Numerous licensing laws have morality clauses that (1) bar automatically and permanently ex-offenders from working without any individualized review or (2) require the ex-offender to prove a negative—that the ex-offender’s past crimes will not cause him to harm customers in the future.
Such provisions ironically may decrease public safety. States with prohibitions and high burdens on entry have increasing criminal recidivism. Conversely, states that have no such bars and low burdens have seen declines in recidivism, according to Professor Stephen Slivinski’s landmark study, Turning Shackles into Bootstraps.
Occupational licensing for individuals with criminal records face additional challenges finding and maintaining fair pay employment which is a critical aspect of reducing recidivism. Individuals with criminal records face many barriers to licensing including both those codified in federal and state law as well as implicit biases.

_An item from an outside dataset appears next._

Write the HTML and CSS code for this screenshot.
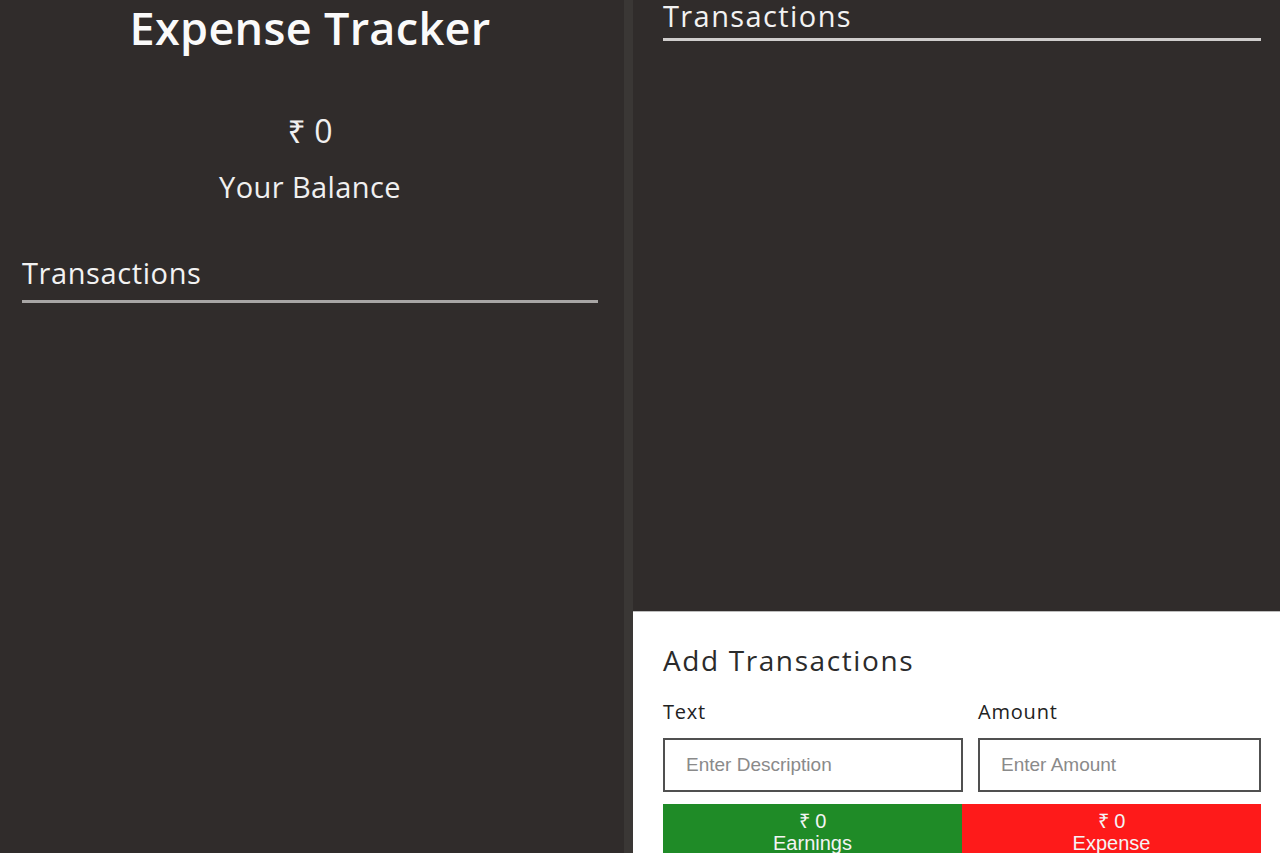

The National Inventory of Collateral Consequences of Conviction (the NICCC), catalogs over 15,000 provisions of law in both statute and regulatory codes that limit occupational licensing opportunities for individuals with criminal records.
According to Barriers to Work: People with Criminal Records Report from the National Counsel of Legislatures July 18, 2017: “occupational licensing statutes in a number of states have blanket prohibitions on awarding of licenses to those with a criminal record. Some states’ laws contain an automatic disqualification which prohibits a person with a felony conviction from obtaining an occupational license, regardless of whether the offense is directly related to the practice of the occupation or poses a substantive risk to public safety. In addition, licensing laws often contain “good-character” or “good moral character” provisions that grant licensing boards broad discretion to deny applications due to an applicant’s criminal history, including convictions for minor offenses and sometimes arrests that never led to a conviction.”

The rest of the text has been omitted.